7.1. Troubleshoot a slow service using the Service Latency workflow
When services are running slowly, it can be challenging to determine whether the problem lies with the service itself or the network it's running on. cClear's Network Observability workflows allow you to drill down as you see problems, using all of the relevant metrics in real-time. For example, when a customer reports a slow service, you can use the Service Latency workflow dashboards to quickly identify and troubleshoot the problem. These dashboards allow you to analyze service metrics and drill down into the data to find solutions so you can better understand the issue and take appropriate actions.
In this scenario, you investigate a slow service and use the Service Latency workflow dashboards to answer critical questions about service performance.
What is the average response time for the service, and does it change over time?
Is there a particular time of day when the service is slow?
Are there any specific endpoints that are performing poorly?
Is network latency or packet loss a potential issue?
7.1.1. View the service metrics
Your customer support team receives a complaint at 5 PM that the ACME service is running slowly and impacting the team's work. You need to quickly identify the root cause of the issue and resolve it to ensure customers can continue to use this critical service without interruption.

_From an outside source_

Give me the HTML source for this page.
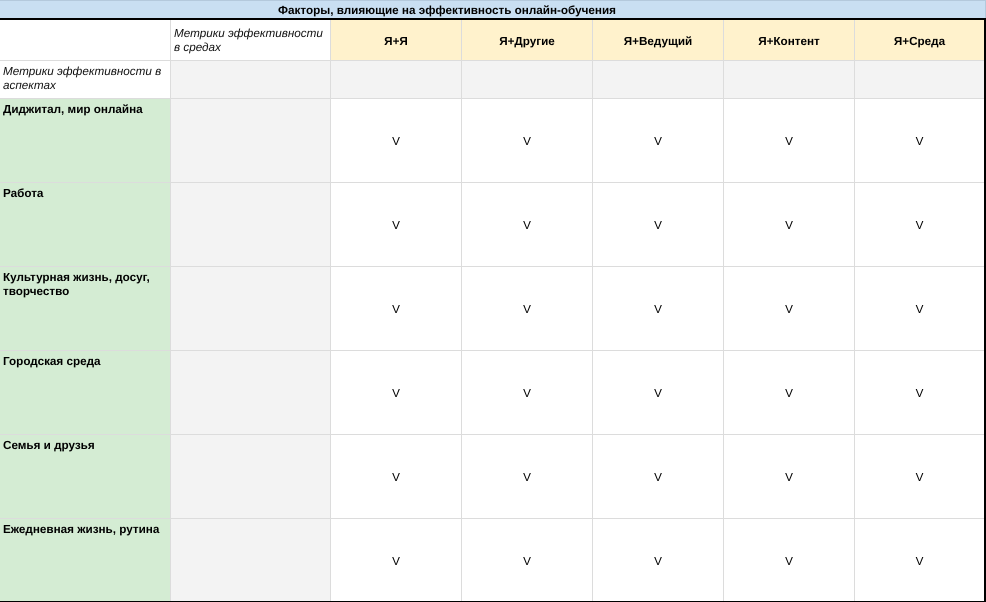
<!DOCTYPE html>
<html lang="ru">
<head>
<meta charset="utf-8">
<style>
html,body{margin:0;padding:0;width:986px;height:602px;overflow:hidden;background:#fff}
body{position:relative;font-family:"Liberation Sans",Arial,sans-serif;font-size:11.7px;line-height:14px;color:#000;text-rendering:geometricPrecision}
.a{position:absolute}
.vl{position:absolute;width:1px;background:#dcdcdc}
.hl{position:absolute;height:1px;background:#dcdcdc}
.t{position:absolute;white-space:nowrap}
.b{font-weight:bold}
.i{font-style:italic;color:#111}
.c{text-align:center}
</style>
</head>
<body>
<div class="a" style="left:0;top:0;width:986px;height:18px;background:#c9dff2"></div>
<div class="a" style="left:0;top:0;width:986px;height:1px;background:#b4c9dc"></div>
<div class="a" style="left:985px;top:0;width:1px;height:18px;background:#b4c9dc"></div>
<div class="t b c" style="left:0;top:4px;width:894px">Факторы, влияющие на эффективность онлайн-обучения</div>

<div class="a" style="left:331px;top:20px;width:653px;height:40px;background:#fff2cc"></div>
<div class="a" style="left:171px;top:61px;width:813px;height:37px;background:#f3f3f3"></div>
<div class="a" style="left:171px;top:99px;width:159px;height:502px;background:#f3f3f3"></div>
<div class="a" style="left:0;top:99px;width:170px;height:502px;background:#d4ecd3"></div>

<div class="vl" style="left:170px;top:20px;height:581px"></div>
<div class="vl" style="left:330px;top:20px;height:581px"></div>
<div class="vl" style="left:461px;top:20px;height:581px"></div>
<div class="vl" style="left:592px;top:20px;height:581px"></div>
<div class="vl" style="left:723px;top:20px;height:581px"></div>
<div class="vl" style="left:854px;top:20px;height:581px"></div>

<div class="hl" style="left:0;top:60px;width:984px"></div>
<div class="hl" style="left:0;top:98px;width:984px"></div>
<div class="hl" style="left:0;top:182px;width:984px"></div>
<div class="hl" style="left:0;top:266px;width:984px"></div>
<div class="hl" style="left:0;top:350px;width:984px"></div>
<div class="hl" style="left:0;top:434px;width:984px"></div>
<div class="hl" style="left:0;top:518px;width:984px"></div>

<div class="a" style="left:0;top:18px;width:986px;height:2px;background:#000"></div>
<div class="a" style="left:984px;top:18px;width:2px;height:584px;background:#000"></div>
<div class="a" style="left:0;top:601px;width:986px;height:1px;background:#000"></div>

<div class="t i" style="left:174px;top:27px">Метрики эффективности<br>в средах</div>
<div class="t i" style="left:3px;top:65px">Метрики эффективности в<br>аспектах</div>

<div class="t b c" style="left:331px;top:35px;width:130px">Я+Я</div>
<div class="t b c" style="left:462px;top:35px;width:130px">Я+Другие</div>
<div class="t b c" style="left:593px;top:35px;width:130px">Я+Ведущий</div>
<div class="t b c" style="left:724px;top:35px;width:130px">Я+Контент</div>
<div class="t b c" style="left:855px;top:35px;width:129px">Я+Среда</div>

<div class="t b" style="left:3px;top:103px">Диджитал, мир онлайна</div>
<div class="t b" style="left:3px;top:187px">Работа</div>
<div class="t b" style="left:3px;top:271px">Культурная жизнь, досуг,<br>творчество</div>
<div class="t b" style="left:3px;top:355px">Городская среда</div>
<div class="t b" style="left:3px;top:439px">Семья и друзья</div>
<div class="t b" style="left:3px;top:523px">Ежедневная жизнь, рутина</div>

<div class="t c" style="left:331px;top:135px;width:130px">V</div><div class="t c" style="left:462px;top:135px;width:130px">V</div><div class="t c" style="left:593px;top:135px;width:130px">V</div><div class="t c" style="left:724px;top:135px;width:130px">V</div><div class="t c" style="left:855px;top:135px;width:129px">V</div>
<div class="t c" style="left:331px;top:219px;width:130px">V</div><div class="t c" style="left:462px;top:219px;width:130px">V</div><div class="t c" style="left:593px;top:219px;width:130px">V</div><div class="t c" style="left:724px;top:219px;width:130px">V</div><div class="t c" style="left:855px;top:219px;width:129px">V</div>
<div class="t c" style="left:331px;top:303px;width:130px">V</div><div class="t c" style="left:462px;top:303px;width:130px">V</div><div class="t c" style="left:593px;top:303px;width:130px">V</div><div class="t c" style="left:724px;top:303px;width:130px">V</div><div class="t c" style="left:855px;top:303px;width:129px">V</div>
<div class="t c" style="left:331px;top:387px;width:130px">V</div><div class="t c" style="left:462px;top:387px;width:130px">V</div><div class="t c" style="left:593px;top:387px;width:130px">V</div><div class="t c" style="left:724px;top:387px;width:130px">V</div><div class="t c" style="left:855px;top:387px;width:129px">V</div>
<div class="t c" style="left:331px;top:471px;width:130px">V</div><div class="t c" style="left:462px;top:471px;width:130px">V</div><div class="t c" style="left:593px;top:471px;width:130px">V</div><div class="t c" style="left:724px;top:471px;width:130px">V</div><div class="t c" style="left:855px;top:471px;width:129px">V</div>
<div class="t c" style="left:331px;top:555px;width:130px">V</div><div class="t c" style="left:462px;top:555px;width:130px">V</div><div class="t c" style="left:593px;top:555px;width:130px">V</div><div class="t c" style="left:724px;top:555px;width:130px">V</div><div class="t c" style="left:855px;top:555px;width:129px">V</div>
</body>
</html>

Go to the Observability page in the cClear UI and click Overview
in the Services row. The dashboard opens in a new tab.
The Services Overview dashboard displays metrics for latency and connection errors for all services that have been active for the last 24 hours.
Figure 4. Services Overview dashboardYou need to get to the ACME metrics, and you can do so by filtering the Service column. Click Filter
for the Service column, select ACME Server , and then click OK.
To display only the ACME Server metrics on the graph, click the ACME Server tag in the table and select the data link Show services "ACME Server".
You notice an increase in latency between 4 PM and 5 PM, right before you received the complaint. Use the graph to zoom in and view the metric activity for that time range. This creates a custom time range that is applied across all dashboards in the workflow.
7.1.2. Where is the latency occurring?
You drill down to determine if the latency for the ACME Server occurs at specific points in the network or if it is present across all monitoring points. Click the tag ACME Server and select the Latency for service "ACME Server" data link.
The ACME Server has two monitoring points: the ACME pre-load balancer and the ACME post-load balancer. You notice that the latency for both monitoring points is impacted and follows the same pattern. This suggests that the problem with the service is not on the network path but on the server itself.
7.1.3. What is causing the latency?
To confirm your suspicion that the latency is caused by the server, you drill down to the troubleshooting dashboard, where you can access additional metrics. Click on any data point in the graph for acme-pre-lb:3111 and select the data link Troubleshooting for service "ACME Server" @ monitoring point "acme-pre-lb:3111".
The default metric for the Level 3 troubleshooting dashboard is Throughput Tx. You observe the throughput for the ACME server drops at 4 PM, and you want to compare it to the server latency metric. To incorporate server latency into the graph, click on the metric for Server Latency and select the data link Chart: Add "Server Latency". You may need to scroll to the right in the table to view the server latency metric.
You notice the server throughput dropped when latency increased. Next, you check to see if the server is overloaded based on memory. Use the selector in the dashboard title and choose Memory (Zwins). Then, use the metric data link Chart: Add "ZWins Tx" to add ZWins Tx to the graph.
You find high ZWins between 4 PM and 5 PM, indicating a memory issue. This suggests that the service is struggling to keep up with the demands of the users, and it's contributing to the latency.
Given the high memory usage, it's also important to consider the impact of the increased server load on communication with the server. This leads you to check for retransmissions. Retransmissions occur when the server doesn't receive an acknowledgment for the data packets it has sent, forcing it to resend the packets. Use the selector in the dashboard title to choose Retransmissions . Then, add Retransmissions Rx to the graph using the metric data link "Chart: Add "Retrans Rx".
A large number of retransmissions are also observed between 4 PM and 5 PM, indicating server congestion.
7.1.4. Conclusion
Based on the data, you conclude that the ACME Server is overloaded due to high memory usage and retransmissions, which impact throughput and cause latency. By using cClear's Observability dashboards and drilling down into the data, you have successfully pinpointed the underlying cause of the issue. This enables you to create a plan to address the problem and offer a clear explanation to the customer.